Go from the first line to the line with "const cx = (...c: (string" and return those lines verbatim, ends included.

# STORED ROWS start

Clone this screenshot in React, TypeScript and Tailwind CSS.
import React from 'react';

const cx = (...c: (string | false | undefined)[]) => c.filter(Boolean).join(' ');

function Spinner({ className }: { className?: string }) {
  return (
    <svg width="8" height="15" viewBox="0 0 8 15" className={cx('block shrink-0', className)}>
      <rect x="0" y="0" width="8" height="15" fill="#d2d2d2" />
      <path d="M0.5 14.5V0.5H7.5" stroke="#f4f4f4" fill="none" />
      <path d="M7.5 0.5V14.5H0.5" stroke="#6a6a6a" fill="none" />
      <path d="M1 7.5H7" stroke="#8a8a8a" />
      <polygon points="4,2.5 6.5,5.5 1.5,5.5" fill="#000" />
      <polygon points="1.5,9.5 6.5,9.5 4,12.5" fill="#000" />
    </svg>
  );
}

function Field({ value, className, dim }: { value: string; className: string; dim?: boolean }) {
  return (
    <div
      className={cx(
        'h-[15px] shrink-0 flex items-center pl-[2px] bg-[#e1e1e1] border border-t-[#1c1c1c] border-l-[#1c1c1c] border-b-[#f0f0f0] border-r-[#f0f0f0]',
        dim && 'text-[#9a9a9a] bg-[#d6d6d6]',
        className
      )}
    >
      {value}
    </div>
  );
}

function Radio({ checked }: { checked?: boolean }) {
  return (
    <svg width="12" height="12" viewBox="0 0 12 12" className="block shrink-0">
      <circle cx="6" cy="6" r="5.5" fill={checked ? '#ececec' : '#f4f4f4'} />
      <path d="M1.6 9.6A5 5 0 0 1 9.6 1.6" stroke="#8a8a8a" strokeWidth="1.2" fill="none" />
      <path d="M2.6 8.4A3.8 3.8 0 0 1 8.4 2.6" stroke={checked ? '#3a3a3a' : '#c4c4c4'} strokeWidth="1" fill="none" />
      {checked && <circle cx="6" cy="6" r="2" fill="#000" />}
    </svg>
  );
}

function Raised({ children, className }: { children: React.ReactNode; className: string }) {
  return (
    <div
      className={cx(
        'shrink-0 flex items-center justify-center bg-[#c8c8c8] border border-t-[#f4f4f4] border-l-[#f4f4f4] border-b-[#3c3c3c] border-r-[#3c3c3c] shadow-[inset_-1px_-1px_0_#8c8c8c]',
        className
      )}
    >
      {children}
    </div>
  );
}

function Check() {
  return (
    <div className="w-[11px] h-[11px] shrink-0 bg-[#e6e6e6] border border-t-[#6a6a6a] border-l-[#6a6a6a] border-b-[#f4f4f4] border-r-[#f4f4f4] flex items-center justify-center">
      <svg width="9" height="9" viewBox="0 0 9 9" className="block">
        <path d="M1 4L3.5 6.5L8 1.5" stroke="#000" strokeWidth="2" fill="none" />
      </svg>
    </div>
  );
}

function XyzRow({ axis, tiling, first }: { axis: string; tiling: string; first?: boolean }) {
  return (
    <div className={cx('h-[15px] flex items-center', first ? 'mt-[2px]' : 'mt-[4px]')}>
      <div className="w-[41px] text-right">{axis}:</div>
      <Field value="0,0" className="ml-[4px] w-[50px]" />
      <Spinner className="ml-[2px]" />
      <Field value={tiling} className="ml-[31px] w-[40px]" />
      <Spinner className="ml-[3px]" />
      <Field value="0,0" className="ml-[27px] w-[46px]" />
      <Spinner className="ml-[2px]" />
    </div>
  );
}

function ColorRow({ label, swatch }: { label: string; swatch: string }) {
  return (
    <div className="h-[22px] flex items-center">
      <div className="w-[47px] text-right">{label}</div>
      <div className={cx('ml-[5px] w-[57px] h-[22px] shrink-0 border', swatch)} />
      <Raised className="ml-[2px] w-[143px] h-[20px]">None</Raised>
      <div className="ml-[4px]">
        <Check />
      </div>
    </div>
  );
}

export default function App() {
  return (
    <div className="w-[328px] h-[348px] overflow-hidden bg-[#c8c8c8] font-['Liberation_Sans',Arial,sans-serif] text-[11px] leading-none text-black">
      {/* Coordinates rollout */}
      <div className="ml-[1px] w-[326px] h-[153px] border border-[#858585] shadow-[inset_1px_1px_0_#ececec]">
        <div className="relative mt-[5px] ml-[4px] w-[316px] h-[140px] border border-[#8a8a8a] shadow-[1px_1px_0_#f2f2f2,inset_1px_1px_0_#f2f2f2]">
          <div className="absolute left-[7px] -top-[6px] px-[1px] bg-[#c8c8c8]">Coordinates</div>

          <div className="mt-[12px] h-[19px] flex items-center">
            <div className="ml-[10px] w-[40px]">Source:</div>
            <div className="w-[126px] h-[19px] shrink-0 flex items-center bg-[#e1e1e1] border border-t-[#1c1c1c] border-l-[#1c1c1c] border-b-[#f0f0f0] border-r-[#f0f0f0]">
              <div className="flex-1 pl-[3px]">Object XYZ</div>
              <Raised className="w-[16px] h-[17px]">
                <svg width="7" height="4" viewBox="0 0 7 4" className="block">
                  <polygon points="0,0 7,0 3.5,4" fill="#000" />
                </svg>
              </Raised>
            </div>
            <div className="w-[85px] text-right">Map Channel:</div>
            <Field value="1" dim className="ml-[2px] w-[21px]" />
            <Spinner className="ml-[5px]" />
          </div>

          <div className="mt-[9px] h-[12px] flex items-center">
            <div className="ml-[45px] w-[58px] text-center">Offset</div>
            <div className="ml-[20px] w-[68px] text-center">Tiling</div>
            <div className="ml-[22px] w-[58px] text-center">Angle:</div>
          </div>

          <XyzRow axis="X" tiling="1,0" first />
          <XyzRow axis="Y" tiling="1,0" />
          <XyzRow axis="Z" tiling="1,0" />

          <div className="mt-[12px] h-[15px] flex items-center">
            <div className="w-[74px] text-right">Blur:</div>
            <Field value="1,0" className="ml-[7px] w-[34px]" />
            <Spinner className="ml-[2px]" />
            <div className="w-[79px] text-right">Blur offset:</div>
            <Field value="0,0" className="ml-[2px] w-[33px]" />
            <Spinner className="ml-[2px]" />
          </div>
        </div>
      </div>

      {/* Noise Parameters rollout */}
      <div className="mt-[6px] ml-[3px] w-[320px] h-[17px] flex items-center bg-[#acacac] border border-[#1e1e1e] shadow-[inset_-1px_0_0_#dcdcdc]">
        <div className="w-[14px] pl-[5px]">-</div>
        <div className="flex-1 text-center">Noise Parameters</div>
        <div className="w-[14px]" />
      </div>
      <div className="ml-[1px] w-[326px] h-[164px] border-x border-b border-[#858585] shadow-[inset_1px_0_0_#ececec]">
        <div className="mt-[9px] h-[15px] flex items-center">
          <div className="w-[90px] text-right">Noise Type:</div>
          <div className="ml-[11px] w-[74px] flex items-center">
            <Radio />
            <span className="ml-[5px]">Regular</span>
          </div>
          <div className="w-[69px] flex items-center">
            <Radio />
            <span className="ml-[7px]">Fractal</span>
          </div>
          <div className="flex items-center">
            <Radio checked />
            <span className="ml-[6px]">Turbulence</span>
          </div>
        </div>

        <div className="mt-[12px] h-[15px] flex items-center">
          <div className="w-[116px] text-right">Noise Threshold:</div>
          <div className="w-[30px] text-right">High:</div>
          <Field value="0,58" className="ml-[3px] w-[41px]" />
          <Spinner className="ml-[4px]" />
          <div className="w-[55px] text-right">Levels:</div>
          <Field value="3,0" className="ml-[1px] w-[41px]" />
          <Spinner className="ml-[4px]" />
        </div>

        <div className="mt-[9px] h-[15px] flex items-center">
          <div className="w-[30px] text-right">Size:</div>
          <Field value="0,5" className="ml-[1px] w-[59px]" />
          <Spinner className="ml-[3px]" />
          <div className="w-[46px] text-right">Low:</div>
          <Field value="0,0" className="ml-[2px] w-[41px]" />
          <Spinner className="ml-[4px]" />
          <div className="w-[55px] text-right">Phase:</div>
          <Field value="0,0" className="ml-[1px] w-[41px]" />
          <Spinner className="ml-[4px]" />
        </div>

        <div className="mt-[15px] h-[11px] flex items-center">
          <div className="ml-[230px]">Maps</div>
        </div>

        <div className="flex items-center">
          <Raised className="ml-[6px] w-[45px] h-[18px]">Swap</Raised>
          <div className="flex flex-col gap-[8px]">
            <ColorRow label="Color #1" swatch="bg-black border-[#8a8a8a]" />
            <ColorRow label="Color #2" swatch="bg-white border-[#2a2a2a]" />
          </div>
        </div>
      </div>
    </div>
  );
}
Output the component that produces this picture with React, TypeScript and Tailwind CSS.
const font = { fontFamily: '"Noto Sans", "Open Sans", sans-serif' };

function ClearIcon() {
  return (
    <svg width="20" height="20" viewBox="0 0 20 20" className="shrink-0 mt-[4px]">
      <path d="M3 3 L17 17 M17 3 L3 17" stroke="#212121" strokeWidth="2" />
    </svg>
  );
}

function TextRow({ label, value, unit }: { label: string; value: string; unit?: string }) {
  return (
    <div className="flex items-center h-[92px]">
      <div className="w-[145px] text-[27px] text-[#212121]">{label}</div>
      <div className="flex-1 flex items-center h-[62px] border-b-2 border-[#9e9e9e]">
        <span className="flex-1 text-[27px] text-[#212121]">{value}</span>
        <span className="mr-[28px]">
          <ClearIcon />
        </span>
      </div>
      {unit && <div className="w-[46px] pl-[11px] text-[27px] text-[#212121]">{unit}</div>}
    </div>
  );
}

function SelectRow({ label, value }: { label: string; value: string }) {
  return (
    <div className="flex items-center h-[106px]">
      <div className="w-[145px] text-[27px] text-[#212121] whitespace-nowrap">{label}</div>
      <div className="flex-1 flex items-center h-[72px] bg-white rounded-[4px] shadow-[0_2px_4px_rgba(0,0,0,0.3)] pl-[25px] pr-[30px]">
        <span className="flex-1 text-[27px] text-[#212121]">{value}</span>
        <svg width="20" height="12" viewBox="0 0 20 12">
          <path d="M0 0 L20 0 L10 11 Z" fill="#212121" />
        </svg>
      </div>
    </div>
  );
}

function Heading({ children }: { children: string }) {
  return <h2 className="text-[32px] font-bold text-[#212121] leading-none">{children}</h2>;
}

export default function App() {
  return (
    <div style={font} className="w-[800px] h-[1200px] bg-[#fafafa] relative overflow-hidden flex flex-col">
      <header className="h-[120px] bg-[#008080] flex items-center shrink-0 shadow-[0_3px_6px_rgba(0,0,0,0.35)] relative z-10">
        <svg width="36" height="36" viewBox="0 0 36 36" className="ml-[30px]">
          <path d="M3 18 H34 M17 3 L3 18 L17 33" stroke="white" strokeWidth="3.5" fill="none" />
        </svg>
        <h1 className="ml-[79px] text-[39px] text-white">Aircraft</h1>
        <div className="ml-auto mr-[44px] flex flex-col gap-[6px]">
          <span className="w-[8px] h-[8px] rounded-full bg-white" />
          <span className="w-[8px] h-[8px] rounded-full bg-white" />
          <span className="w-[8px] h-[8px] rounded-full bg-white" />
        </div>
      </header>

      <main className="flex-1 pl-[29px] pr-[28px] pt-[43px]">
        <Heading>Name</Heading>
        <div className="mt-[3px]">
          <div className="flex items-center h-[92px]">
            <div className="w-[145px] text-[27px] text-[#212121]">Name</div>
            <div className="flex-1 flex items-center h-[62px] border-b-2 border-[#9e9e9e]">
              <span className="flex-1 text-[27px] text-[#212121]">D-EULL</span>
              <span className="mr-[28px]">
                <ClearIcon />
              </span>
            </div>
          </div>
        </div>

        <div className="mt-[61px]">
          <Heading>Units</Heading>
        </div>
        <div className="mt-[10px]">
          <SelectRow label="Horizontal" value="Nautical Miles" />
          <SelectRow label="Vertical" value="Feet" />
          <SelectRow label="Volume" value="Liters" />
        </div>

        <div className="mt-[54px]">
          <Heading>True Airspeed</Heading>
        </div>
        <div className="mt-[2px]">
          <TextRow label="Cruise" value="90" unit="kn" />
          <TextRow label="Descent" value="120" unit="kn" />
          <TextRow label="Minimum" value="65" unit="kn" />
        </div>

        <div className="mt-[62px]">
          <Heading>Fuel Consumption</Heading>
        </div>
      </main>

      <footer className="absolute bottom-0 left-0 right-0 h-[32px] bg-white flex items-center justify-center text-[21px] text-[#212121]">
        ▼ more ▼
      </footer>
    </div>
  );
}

# STORED ROWS end

*FULL OUTPUT:*
Clone this screenshot in React, TypeScript and Tailwind CSS.
import React from 'react';

const cx = (...c: (string | false | undefined)[]) => c.filter(Boolean).join(' ');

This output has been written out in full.